Checkpoint before a risky change, then roll back to it:

Terminal window
microagent snapshot create research --tag pre-upgrade
microagent snapshot list research
microagent halt research
microagent start research --from-snapshot pre-upgrade

Reclaim the space when the tag is no longer needed:

Terminal window
microagent snapshot delete research pre-upgrade

snapshot create checkpoints a running or paused workspace. A running workspace is briefly auto-paused, snapshotted, and resumed. An already-paused workspace is snapshotted in place and left paused.

The manifest records the image reference, network mode, guest address fields needed on restore, the kernel sha256 (used to reject loading against a different kernel), the vCPU/memory sizing, the creation time, and the snapshot artifact paths.

Because each snapshot stores VM state plus a full rootfs copy, total size is roughly saved state plus the rootfs size. snapshot list reports each tag’s size; snapshot delete and delete <name> reclaim the space.

snapshot list reports the snapshots recorded for a workspace with each tag’s on-disk size, creation time, and source image. It is a host-side read and works whether or not the workspace is running.

snapshot delete deletes a single snapshot tag. It is a host-side operation and does not require a running workspace.

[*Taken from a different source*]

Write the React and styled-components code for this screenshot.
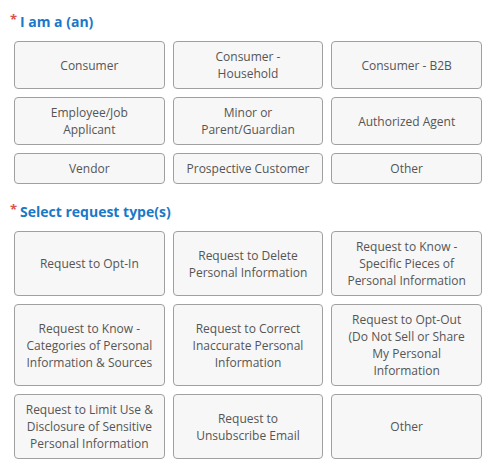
import React from 'react';
import styled, { createGlobalStyle } from 'styled-components';

const GlobalStyle = createGlobalStyle`
    body {
        margin:0;
        background:#fff;
        font-family:"Open Sans", "Liberation Sans", sans-serif;
    }
`

const whoOptions = [
    'Consumer',
    'Consumer - Household',
    'Consumer - B2B',
    'Employee/Job Applicant',
    'Minor or Parent/Guardian',
    'Authorized Agent',
    'Vendor',
    'Prospective Customer',
    'Other',
];

const requestOptions = [
    'Request to Opt-In',
    'Request to Delete Personal Information',
    'Request to Know - Specific Pieces of Personal Information',
    'Request to Know - Categories of Personal Information & Sources',
    'Request to Correct Inaccurate Personal Information',
    'Request to Opt-Out (Do Not Sell or Share My Personal Information',
    'Request to Limit Use & Disclosure of Sensitive Personal Information',
    'Request to Unsubscribe Email',
    'Other',
];

const App = () => {

    return(
        <FormContainer>
            <GlobalStyle />
            <Section>
                <SectionTitle><Required>*</Required>I am a (an)</SectionTitle>
                <OptionGrid>
                    {whoOptions.map((label) => (
                        <OptionButton key={label} type='button'>{label}</OptionButton>
                    ))}
                </OptionGrid>
            </Section>
            <Section>
                <SectionTitle><Required>*</Required>Select request type(s)</SectionTitle>
                <OptionGrid>
                    {requestOptions.map((label) => (
                        <OptionButton key={label} type='button'>{label}</OptionButton>
                    ))}
                </OptionGrid>
            </Section>
        </FormContainer>
    )
}

export default App;

const FormContainer = styled.div`
    width:468px;
    padding:12px 0 0 14px;
`

const Section = styled.div`
    & + & {
        margin-top:18px;
    }
`

const SectionTitle = styled.h2`
    position:relative;
    margin:0 0 9px 0;
    padding-left:6px;
    font-size:14px;
    line-height:20px;
    font-weight:700;
    color:#1a78c8;
`

const Required = styled.span`
    position:absolute;
    left:-4px;
    top:-3px;
    font-size:13px;
    color:#d9534f;
`

const OptionGrid = styled.div`
    display:grid;
    grid-template-columns:repeat(3, 1fr);
    gap:8px;
`

const OptionButton = styled.button`
    display:flex;
    align-items:center;
    justify-content:center;
    padding:6px 10px;
    background:#f7f7f7;
    border:1px solid #a0a0a0;
    border-radius:4px;
    font-family:"Open Sans", "Liberation Sans", sans-serif;
    font-size:12px;
    line-height:17px;
    color:#555;
    text-align:center;
    cursor:pointer;
`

Snapshots are restored with start --from-snapshot (resume-in-place) and forked with create --from-snapshot. On restore the host networking is re-established fresh, so in-flight guest connections - outbound TCP and live vsock sessions (exec/shell/mediation) - do not survive; the guest process is expected to reconnect. Halt the source before restoring, and treat the window between a running-state snapshot and the next restore as one where sessions need re-establishing.

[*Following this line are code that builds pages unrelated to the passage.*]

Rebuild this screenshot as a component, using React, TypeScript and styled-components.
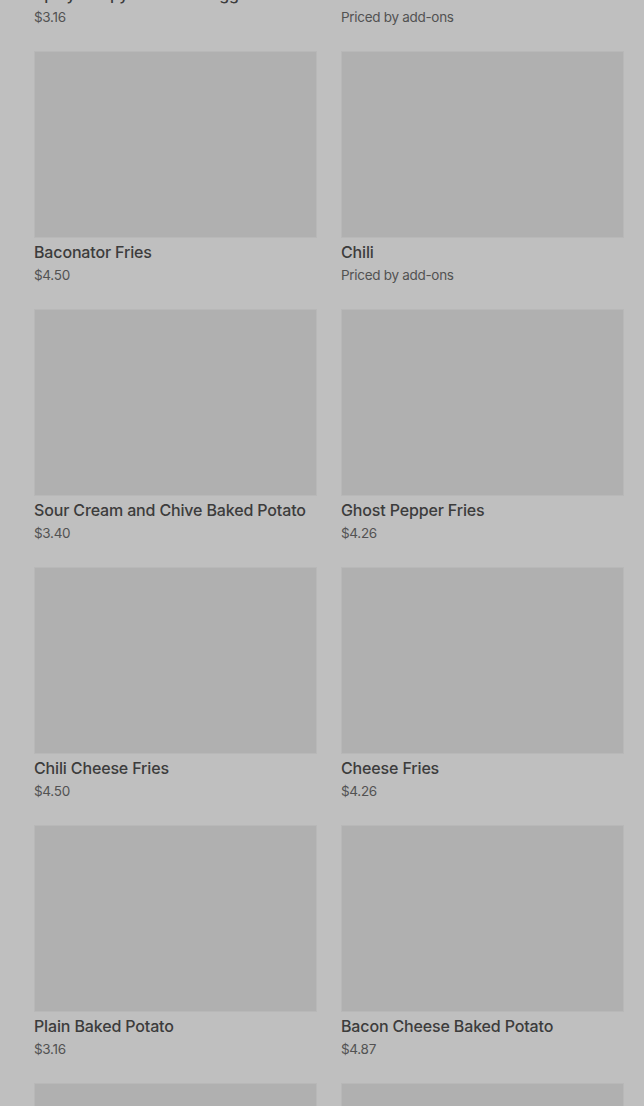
import React from "react";
import styled, { createGlobalStyle } from "styled-components";

interface MenuItem {
  name?: string;
  price?: string;
}

const items: MenuItem[] = [
  { name: "Spicy Crispy Chicken Nuggets", price: "$3.16" },
  { name: "Chili Small", price: "Priced by add-ons" },
  { name: "Baconator Fries", price: "$4.50" },
  { name: "Chili", price: "Priced by add-ons" },
  { name: "Sour Cream and Chive Baked Potato", price: "$3.40" },
  { name: "Ghost Pepper Fries", price: "$4.26" },
  { name: "Chili Cheese Fries", price: "$4.50" },
  { name: "Cheese Fries", price: "$4.26" },
  { name: "Plain Baked Potato", price: "$3.16" },
  { name: "Bacon Cheese Baked Potato", price: "$4.87" },
  {},
  {},
];

const GlobalStyle = createGlobalStyle`
  html, body {
    margin: 0;
    padding: 0;
    background: #bfbfbf;
    overflow: hidden;
  }
  body {
    font-family: Inter, "Noto Sans", sans-serif;
  }
`;

export default function App() {
  return (
    <>
      <GlobalStyle />
      <Page>
        <Grid>
          {items.map((item, i) => (
            <Card key={i}>
              <Photo />
              {item.name && <Name>{item.name}</Name>}
              {item.price && <Price>{item.price}</Price>}
            </Card>
          ))}
        </Grid>
      </Page>
    </>
  );
}

const Page = styled.div`
  width: 644px;
  height: 1106px;
  overflow: hidden;
  background: #bfbfbf;
`;

const Grid = styled.div`
  margin-top: -207px;
  padding: 0 20px 0 34px;
  display: grid;
  grid-template-columns: 283px 283px;
  column-gap: 24px;
  row-gap: 24px;
`;

const Card = styled.div`
  display: flex;
  flex-direction: column;
`;

const Photo = styled.div`
  height: 187px;
  background: #b0b0b0;
  box-shadow: inset 0 0 0 1px #b8b8b8;
`;

const Name = styled.div`
  margin-top: 4px;
  font-size: 16px;
  line-height: 20px;
  font-weight: 500;
  color: #3c3c3c;
  letter-spacing: -0.15px;
  white-space: nowrap;
`;

const Price = styled.div`
  margin-top: 3px;
  font-size: 13.5px;
  line-height: 20px;
  color: #525252;
  letter-spacing: -0.3px;
`;
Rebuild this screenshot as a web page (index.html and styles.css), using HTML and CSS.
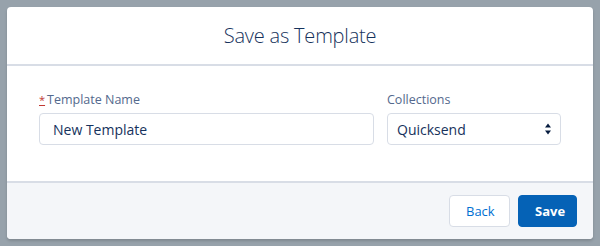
FILE: index.html
```html
<!DOCTYPE html>
<html lang="en">
<head>
    <meta charset="UTF-8">
    <title>Save as Template</title>
    <link rel="stylesheet" href="styles.css">
</head>
<body>
    <div class="modal">
        <div class="modal-header">
            <h2>Save as Template</h2>
        </div>
        <div class="modal-body">
            <div class="field field-name">
                <label><abbr title="required">*</abbr>Template Name</label>
                <div class="input">New Template</div>
            </div>
            <div class="field field-collection">
                <label>Collections</label>
                <div class="select">
                    <span>Quicksend</span>
                    <svg width="8" height="14" viewBox="0 0 8 14">
                        <path d="M4 1.5 L7 5.5 H1 Z" fill="#061c3f"/>
                        <path d="M4 12.5 L7 8.5 H1 Z" fill="#061c3f"/>
                    </svg>
                </div>
            </div>
        </div>
        <div class="modal-footer">
            <button class="btn btn-neutral">Back</button>
            <button class="btn btn-brand">Save</button>
        </div>
    </div>
</body>
</html>
```

FILE: styles.css
```css
body {
    font-family: 'Open Sans', 'Liberation Sans', sans-serif;
    background-color: #97a2ab;
    color: #16325c;
    margin: 0;
    padding: 7px;
}

.modal {
    width: 586px;
    background-color: #ffffff;
    border-radius: 4px;
    overflow: hidden;
    box-shadow: 0 2px 3px rgba(0, 0, 0, 0.16);
}

.modal-header {
    height: 57px;
    display: flex;
    align-items: center;
    justify-content: center;
    border-bottom: 2px solid #d8dde6;
}

.modal-header h2 {
    margin: 0;
    font-size: 20px;
    font-weight: 300;
    color: #16325c;
    letter-spacing: -0.2px;
}

.modal-body {
    display: flex;
    gap: 13px;
    padding: 25px 32px 36px 32px;
}

.field label {
    display: block;
    font-size: 12.5px;
    color: #54698d;
    margin-bottom: 4px;
    line-height: 18px;
}

.field abbr {
    color: #c23934;
    font-size: 11px;
    text-decoration: underline;
    margin-right: 2px;
}

.field-name {
    width: 335px;
}

.field-collection {
    width: 174px;
}

.input, .select {
    height: 30px;
    border: 1px solid #d8dde6;
    border-radius: 4px;
    font-size: 14px;
    color: #16325c;
    display: flex;
    align-items: center;
    padding: 0 13px;
}

.select {
    justify-content: space-between;
    padding: 0 8px 0 9px;
}

.modal-footer {
    height: 56px;
    background-color: #f4f6f9;
    border-top: 2px solid #d8dde6;
    display: flex;
    align-items: center;
    justify-content: flex-end;
    gap: 8px;
    padding: 0 16px;
}

.btn {
    height: 32px;
    padding: 0 16px;
    border-radius: 4px;
    font-family: inherit;
    font-size: 13px;
    cursor: pointer;
}

.btn-neutral {
    width: 61px;
    background-color: #ffffff;
    border: 1px solid #d8dde6;
    color: #0070d2;
}

.btn-brand {
    width: 59px;
    background-color: #0562b6;
    border: 1px solid #0562b6;
    color: #ffffff;
    font-weight: 700;
}
```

You’ll rarely need flags here - --tag to name the checkpoint instead of getting a timestamp.

FlagDescription
--name <name>Workspace name; positional name is also accepted
--id <id>Workspace ID alias for --name
--tag <tag>Snapshot tag for create (defaults to a timestamp)
--state-dir <dir>State directory (default ~/.microagent/)
--backend <name>Backend identity override (create)
--supervisor <path>Override the installed host backend supervisor path (create)

See global flags for --json/--text/--output/--mode/--supervisor.

snapshot subcommands exit 0 on success; nonzero when the workspace or tag cannot be found, the workspace is not in a snapshottable state, or the checkpoint cannot be written. In AX mode a failure is written as a structured error envelope.